They say the first step to solving your problem is admitting you have one. So here I am, admitting that I may have an addiction.
To food. To cooking. To baking.
I suppose it started with this harmless post. From wanting to cook a few dishes every month I now think about food and recipes every free minute (and even during moments that weren’t technically free) of my time. And that really is not an exaggeration. I think of food ALL. THE. TIME. And, not just food in general, but food I want to make.
I partly blame Nigella Lawson, Ina Garten, Chrissy Teigen and my friends J and Janice for this. Nigella’s, Ina’s and Chrissy’s influence on my life have been previously documented here. As for J and Janice, between the three of us, we have exchanged over two hundred (yup!) emails, Facbeook posts and links for recipes, Instagram food photos, cooking appliances and utensils in a span of two months. Yes, my friends are as crazy as I am.
Like, how crazy?
Well, apart from my head (and J’s and Janice’s too!) buzzing with recipes and cooking/baking things I want to buy (cupcake liners, spoonulas, covered cake stands, etc.), it also spills over to my Twitter feed, my Facebook wall, my Instagram and my Pinterest boards. I also live in fear of running out of butter, flour and vanilla just in case I get the sudden impulse to whip up a batch of cupcakes. So there’s always a minimum of four sticks of butter in our fridge. I’ve also been actively looking for occasions, ANY occasion to bake for. My cousin had her birthday last week and I made her birthday cake. Unfortunately, hers is the last birthday for TWO whole months, and I am now desperate for any reason to bake a cake (I have two recipes I want to try). I actually asked my mom, “Are you sure no one’s having a birthday soon?” in an accusatory tone when I realized the next family birthday was in April.

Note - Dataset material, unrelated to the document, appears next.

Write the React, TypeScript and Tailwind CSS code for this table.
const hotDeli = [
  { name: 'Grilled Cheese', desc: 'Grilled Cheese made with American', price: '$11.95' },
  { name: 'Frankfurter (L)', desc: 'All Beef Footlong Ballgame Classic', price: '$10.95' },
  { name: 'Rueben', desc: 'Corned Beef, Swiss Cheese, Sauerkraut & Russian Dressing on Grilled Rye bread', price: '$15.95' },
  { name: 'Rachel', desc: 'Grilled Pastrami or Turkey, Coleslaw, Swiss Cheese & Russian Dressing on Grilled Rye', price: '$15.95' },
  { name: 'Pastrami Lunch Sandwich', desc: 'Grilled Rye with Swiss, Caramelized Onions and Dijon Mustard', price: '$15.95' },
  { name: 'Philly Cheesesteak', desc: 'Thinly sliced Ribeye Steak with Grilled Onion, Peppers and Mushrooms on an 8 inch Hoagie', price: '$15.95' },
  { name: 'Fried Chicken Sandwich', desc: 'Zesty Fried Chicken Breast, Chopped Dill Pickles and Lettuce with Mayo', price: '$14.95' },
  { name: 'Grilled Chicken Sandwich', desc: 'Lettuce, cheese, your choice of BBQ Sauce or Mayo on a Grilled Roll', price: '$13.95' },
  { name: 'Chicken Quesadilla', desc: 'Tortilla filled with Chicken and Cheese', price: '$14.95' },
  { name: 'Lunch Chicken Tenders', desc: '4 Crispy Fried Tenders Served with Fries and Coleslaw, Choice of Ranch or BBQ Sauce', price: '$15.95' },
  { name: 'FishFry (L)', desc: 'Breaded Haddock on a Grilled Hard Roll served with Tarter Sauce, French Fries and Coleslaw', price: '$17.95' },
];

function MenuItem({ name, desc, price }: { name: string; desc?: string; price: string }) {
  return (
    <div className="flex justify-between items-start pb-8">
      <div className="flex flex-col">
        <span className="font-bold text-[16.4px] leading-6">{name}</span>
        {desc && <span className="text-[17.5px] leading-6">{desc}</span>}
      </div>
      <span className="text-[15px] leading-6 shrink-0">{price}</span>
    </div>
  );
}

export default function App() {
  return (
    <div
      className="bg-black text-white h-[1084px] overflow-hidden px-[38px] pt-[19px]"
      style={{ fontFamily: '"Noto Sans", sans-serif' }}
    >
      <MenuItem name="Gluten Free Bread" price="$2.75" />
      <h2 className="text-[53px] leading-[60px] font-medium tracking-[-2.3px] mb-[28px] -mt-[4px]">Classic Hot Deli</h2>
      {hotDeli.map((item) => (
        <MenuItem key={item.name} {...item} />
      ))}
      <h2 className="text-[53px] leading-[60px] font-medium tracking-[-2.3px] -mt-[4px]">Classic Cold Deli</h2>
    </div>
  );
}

And this week, I baked not one, not two, but FOUR batches of cupcakes. I made Red Velvet cupcakes on Monday, Friday and today and a batch of chocolate cupcakes yesterday.

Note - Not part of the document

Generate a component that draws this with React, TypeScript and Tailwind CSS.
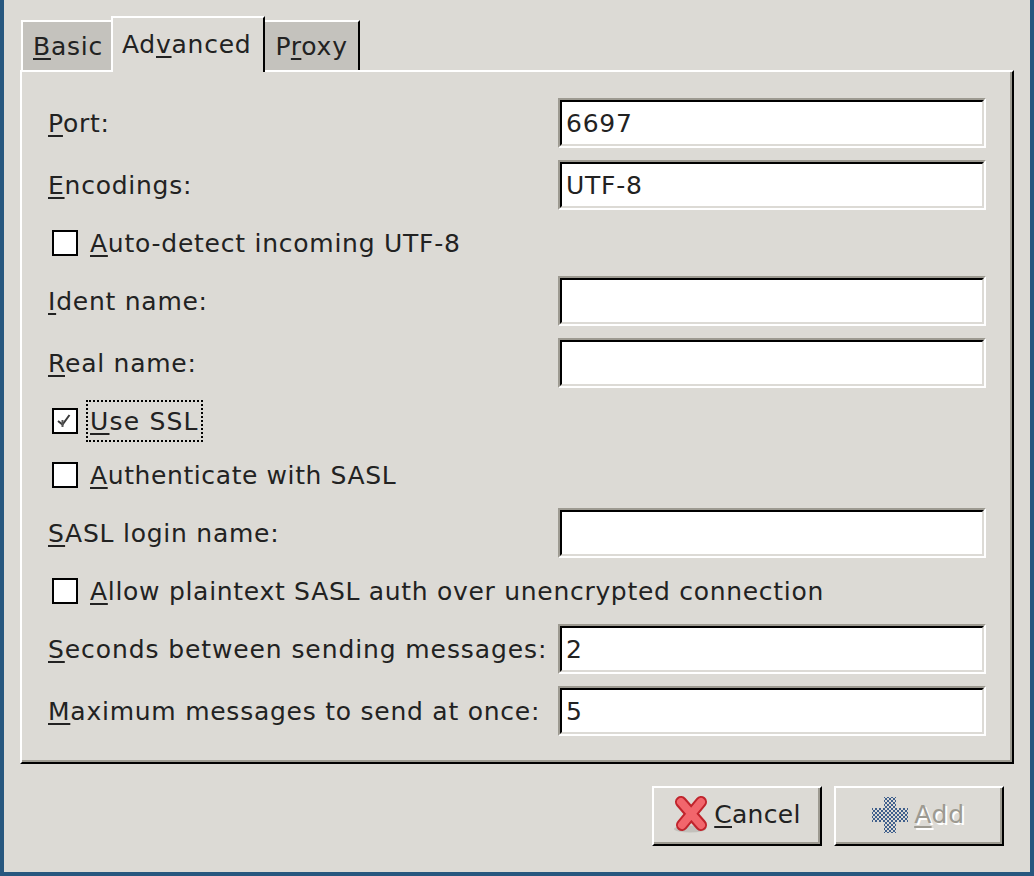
import type { ReactNode } from "react";

function Mn({ children }: { children: ReactNode }) {
  return <u className="underline decoration-2 underline-offset-[3px] [text-decoration-skip-ink:none]">{children}</u>;
}

function Field({ label, value, className }: { label: ReactNode; value?: string; className?: string }) {
  return (
    <div className={`flex items-center justify-between ${className ?? ""}`}>
      <span className="pt-[1px]">{label}</span>
      <div className="w-[428px] h-[50px] border-2 border-t-[#9d9a91] border-l-[#9d9a91] border-b-white border-r-white">
        <div className="h-full border-2 border-t-black border-l-black border-b-[#dcdad5] border-r-[#dcdad5] bg-white pl-[4px] leading-[44px]">
          {value}
        </div>
      </div>
    </div>
  );
}

function Check({ label, checked, focused, className }: { label: ReactNode; checked?: boolean; focused?: boolean; className?: string }) {
  return (
    <div className={`flex items-center h-[42px] pl-[4px] ${className ?? ""}`}>
      <div className="w-[26px] h-[26px] border-2 border-black bg-white flex items-center justify-center">
        {checked && (
          <svg width="18" height="18" viewBox="0 0 18 18">
            <path d="M2 9l4.5 3.5L13.5 3" fill="none" stroke="#3a3a3a" strokeWidth="2" />
            <path d="M6.5 8v7" fill="none" stroke="#555" strokeWidth="2" />
          </svg>
        )}
      </div>
      <span className={`ml-[8px] px-[2px] h-[42px] leading-[40px] border-2 ${focused ? "border-dotted border-black" : "border-transparent"}`}>{label}</span>
    </div>
  );
}

function Tab({ children, active, last, className }: { children: ReactNode; active?: boolean; last?: boolean; className?: string }) {
  if (active) {
    return (
      <div className={`h-[56px] bg-[#dcdad5] border-t-2 border-l-2 border-r-2 border-t-white border-l-white border-r-black pl-[9px] pr-[12px] pt-[8px] leading-[38px] relative z-10 -mb-[2px] ${className ?? ""}`}>
        {children}
      </div>
    );
  }
  return (
    <div className={`h-[50px] bg-[#c4c2bd] border-t-2 border-t-white pl-[10px] pt-[6px] leading-[38px] ${last ? "border-r-2 border-r-black pr-[10px]" : "border-l-2 border-l-white pr-[8px]"} ${className ?? ""}`}>
      {children}
    </div>
  );
}

function CancelIcon() {
  return (
    <svg width="36" height="40" viewBox="0 0 36 40">
      <ellipse cx="16" cy="34" rx="16" ry="3.5" fill="#c2c0bb" />
      <path d="M7 7L27 30M27 7L8 30" fill="none" stroke="#c0242c" strokeWidth="12" strokeLinecap="round" />
      <path d="M7 7L27 30M27 7L8 30" fill="none" stroke="#f2666c" strokeWidth="8" strokeLinecap="round" />
    </svg>
  );
}

function AddIcon() {
  return (
    <svg width="38" height="38" viewBox="0 0 38 38">
      <defs>
        <pattern id="stipple" width="4" height="4" patternUnits="userSpaceOnUse">
          <rect width="4" height="4" fill="#dcdad5" />
          <rect width="2" height="2" fill="#3f5f8c" />
          <rect x="2" y="2" width="2" height="2" fill="#3f5f8c" />
        </pattern>
      </defs>
      <path d="M13 1h12v11h12v14H25v11H13V26H1V12h12z" fill="url(#stipple)" />
    </svg>
  );
}

function Btn({ children, className }: { children: ReactNode; className?: string }) {
  return (
    <div className={`w-[170px] h-[60px] border-2 border-t-white border-l-white border-b-black border-r-black ${className ?? ""}`}>
      <div className="h-full border-b-2 border-r-2 border-[#9d9a91] flex items-center justify-center">
        {children}
      </div>
    </div>
  );
}

export default function App() {
  return (
    <div className="w-[1034px] h-[876px] border-l-4 border-r-4 border-b-4 border-[#27577f] bg-[#dcdad5] font-['DejaVu_Sans',sans-serif] text-[25px] tracking-[0.75px] text-[#222222] overflow-hidden">
      <div className="flex items-end pl-[17px] pt-[16px] h-[70px]">
        <Tab>
          <Mn>B</Mn>asic
        </Tab>
        <Tab active>
          Ad<Mn>v</Mn>anced
        </Tab>
        <Tab last>
          P<Mn>r</Mn>oxy
        </Tab>
      </div>
      <div className="ml-[16px] w-[994px] h-[694px] border-2 border-t-white border-l-white border-b-black border-r-black">
        <div className="h-full border-b-2 border-r-2 border-[#9d9a91] pl-[26px] pr-[24px] pt-[26px]">
          <Field label={<><Mn>P</Mn>ort:</>} value="6697" />
          <Field className="mt-[12px]" label={<><Mn>E</Mn>ncodings:</>} value="UTF-8" />
          <Check className="mt-[12px]" label={<><Mn>A</Mn>uto-detect incoming UTF-8</>} />
          <Field className="mt-[12px]" label={<><Mn>I</Mn>dent name:</>} />
          <Field className="mt-[12px]" label={<><Mn>R</Mn>eal name:</>} />
          <Check className="mt-[12px]" checked focused label={<span className="tracking-[1.2px]"><Mn>U</Mn>se SSL</span>} />
          <Check className="mt-[12px]" label={<span className="tracking-[0.6px]"><Mn>A</Mn>uthenticate with SASL</span>} />
          <Field className="mt-[12px]" label={<><Mn>S</Mn>ASL login name:</>} />
          <Check className="mt-[12px]" label={<span className="tracking-[0.7px]"><Mn>A</Mn>llow plaintext SASL auth over unencrypted connection</span>} />
          <Field className="mt-[12px]" label={<span className="tracking-[0.9px]"><Mn>S</Mn>econds between sending messages:</span>} value="2" />
          <Field className="mt-[12px]" label={<><Mn>M</Mn>aximum messages to send at once:</>} value="5" />
        </div>
      </div>
      <div className="flex justify-end gap-[12px] pr-[26px] mt-[22px]">
        <Btn>
          <div className="flex items-center pl-[3px]">
            <CancelIcon />
            <span className="ml-[4px] tracking-[0.3px]"><Mn>C</Mn>ancel</span>
          </div>
        </Btn>
        <Btn>
          <AddIcon />
          <span className="ml-[5px] text-[#9d9a91] [text-shadow:2px_2px_0_#fff]"><Mn>A</Mn>dd</span>
        </Btn>
      </div>
    </div>
  );
}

When I find a recipe, or finally get my hands on a hard to find ingredient (buttermilk), I actually need to make the recipe as soon as humanly possible. And it doesn’t help that the results are delicious (I’m not saying this to take any credit, the recipes are genius) and that I can’t stop eating what I make. When I ate the last cupcake from my first batch of Red Velvet, I wanted to whip up a new batch right after. I didn’t, though, but only because it was too late to start baking.
And, no, I can’t explain this mania, this sudden passion to find the best recipes out there, make them and of course, EAT them. Not that I really need an explanation, but it does take me aback sometimes when I think about how much of my time (and thighs) is now taken up by food and how SUDDEN this all was. From cooking once a week around the time of that “I want to cook!” post, I am now in the kitchen 5 out of nights of the week, researching recipes when
I’m at work when I’m not actually cooking them.
A friend of mind thinks that I found my calling and my passion. She thinks that I should start thinking about making it my living. I brush and laugh her comments off because, duh, I’ve just been doing this for a couple of months. Not to mention that actually thinking about that, considering devoting my time to food full time, while exciting, scares the sh*t out of me. So I’d rather not think about that for now until I’m sure this is not just a crazy phase.
Plus, I have no time to think about that now. I’ve got room temperature butter and cream cheese waiting to be whipped into frosting.
PS: Click here for the recipe for those wonderfully red, moist and tasty red velvet cupcakes, and here for the cream cheese frosting. I only use between 1.5-2 cups of the icing sugar instead of the four (!!!) the recipe calls for. If you need it to be stiffer for piping, then add the icing sugar gradually until you get to your desired consistency. But taste is the priority for me over pipe-ability.